Union Busting and Workplace Resistance
by Freddy Reiber
What is Alt-Tech?
by Tyler Calabrese
Freddy: Despite high approval ratings for unions and growing worker interest in organizing, employees in the United States still face significant barriers to securing collective bargaining agreements. A key factor is employer counter-organizing: efforts to suppress unionization through rule changes, retaliation, and disruption. Designing sociotechnical tools and strategies to resist these tactics requires a deeper understanding of the role computing technologies play in counter-organizing against unionization. In this paper, we examine three high-profile organizing effort using publicly available sources to identify four recurring technological tactics: surveillance, spacing, screaming and scabbing. We analyze how these tactics operate across contexts, highlighting their digital dimensions and strategic deployment. We conclude with implications for organizing in digitally-mediated workplaces, directions for future research, and emergent forms of worker resistance.

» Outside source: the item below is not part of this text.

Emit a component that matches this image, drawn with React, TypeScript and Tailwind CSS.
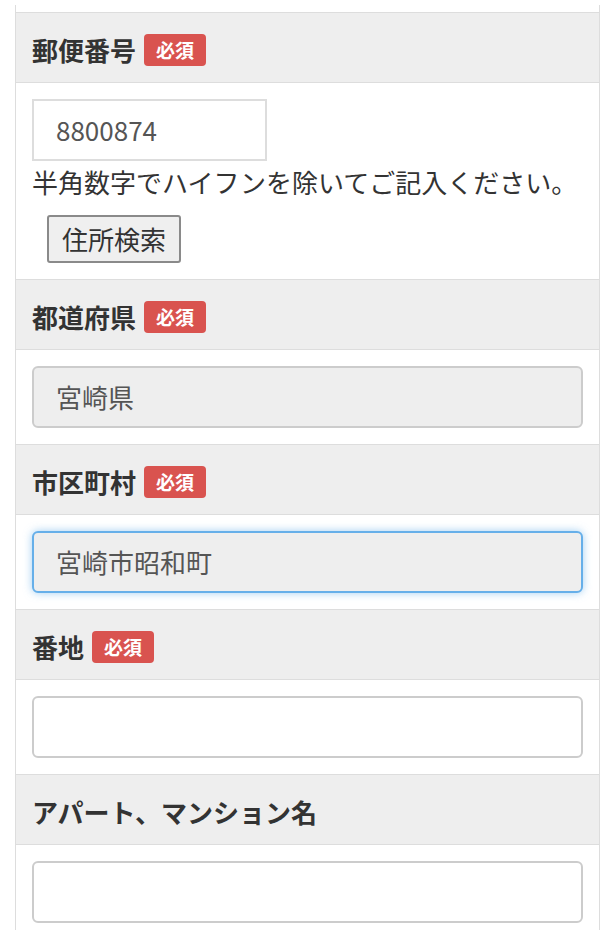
import React from "react";

const font = { fontFamily: '"Noto Sans CJK JP", "Noto Sans", sans-serif' };

function Badge() {
  return (
    <span className="ml-[8px] inline-flex h-[32px] w-[62px] items-center justify-center rounded-[4px] bg-[#d9534f] text-[19px] font-bold leading-none text-white">
      必須
    </span>
  );
}

function Header({ label, required }: { label: string; required?: boolean }) {
  return (
    <div className="flex h-[70px] items-center border-t border-[#dddddd] bg-[#eeeeee] px-[16px] pt-[4px]">
      <span className="text-[26px] font-bold leading-none text-[#333333]">{label}</span>
      {required && <Badge />}
    </div>
  );
}

function Body({ children }: { children: React.ReactNode }) {
  return <div className="border-t border-[#dddddd] bg-white px-[16px] py-[16px]">{children}</div>;
}

function TextBox({ value, variant }: { value?: string; variant: "plain" | "readonly" | "focus" }) {
  const cls =
    variant === "readonly"
      ? "border-[#cccccc] bg-[#eeeeee]"
      : variant === "focus"
      ? "border-[#66afe9] bg-[#eeeeee] shadow-[0_0_8px_rgba(102,175,233,0.6)]"
      : "border-[#cccccc] bg-white";
  return (
    <div
      className={`flex h-[62px] w-full items-center rounded-[6px] border-2 px-[22px] text-[26px] leading-none text-[#555555] ${cls}`}
    >
      {value}
    </div>
  );
}

export default function App() {
  return (
    <div className="min-h-[930px] w-[615px] bg-white" style={font}>
      <div className="h-[5px]" />
      <div className="mx-[15px] border-x border-[#dddddd]">
        <div className="h-[7px]" />
        <Header label="郵便番号" required />
        <Body>
          <div className="flex h-[62px] w-[235px] items-center border-2 border-[#dddddd] bg-white px-[22px] text-[26px] leading-none text-[#555555]">
            8800874
          </div>
          <div className="mt-[2px] whitespace-nowrap text-[26px] leading-[37px] text-[#333333]">
            半角数字でハイフンを除いてご記入ください。
          </div>
          <div className="mt-[15px] pl-[15px]">
            <button className="flex h-[48px] w-[134px] items-center justify-center rounded-[3px] border-2 border-[#8a8a8a] bg-[#efefef] text-[26px] leading-none text-[#333333]">
              住所検索
            </button>
          </div>
        </Body>
        <Header label="都道府県" required />
        <Body>
          <TextBox value="宮崎県" variant="readonly" />
        </Body>
        <Header label="市区町村" required />
        <Body>
          <TextBox value="宮崎市昭和町" variant="focus" />
        </Body>
        <Header label="番地" required />
        <Body>
          <TextBox variant="plain" />
        </Body>
        <Header label="アパート、マンション名" />
        <Body>
          <TextBox variant="plain" />
        </Body>
      </div>
    </div>
  );
}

Tyler: The past fifteen years have seen radical changes in the risks and stigma associated with far right activism in the United States. This talk examines one facet of this progression, the rise of the "alt-tech" media ecosystem in response to both deplatforming and deplatformization on the part of mainstream technology vendors. We will cover some recent history of the American far right; the meaning and current state of alt-tech; and alt-tech's relevance to broader questions about how far-right political actors reason about online privacy and social media use.
Speakers

Freddy Reiber
Freddy is a third-year PhD student in the Computing and Data Science department at Boston University, and advised by the fantastic Allison McDonald. His work explores how power dynamics are shifted by technology with a focus on applying human-driven methods to complex issues. Currently, his projects are on 2nd order dynamics in digital spaces within labor unions and the motivations used by cryptographers for their research.

Tyler Calabrese
Tyler Calabrese is a PhD student at Boston University's Faculty of Computing and Data Sciences, working with Allison McDonald. Previously, he worked as a Software Developer at Strike Technologies and earned his Bachelor's in Computer Science and English from Tufts University. His research interests include usable privacy and security, particularly in the context of state and workplace surveillance.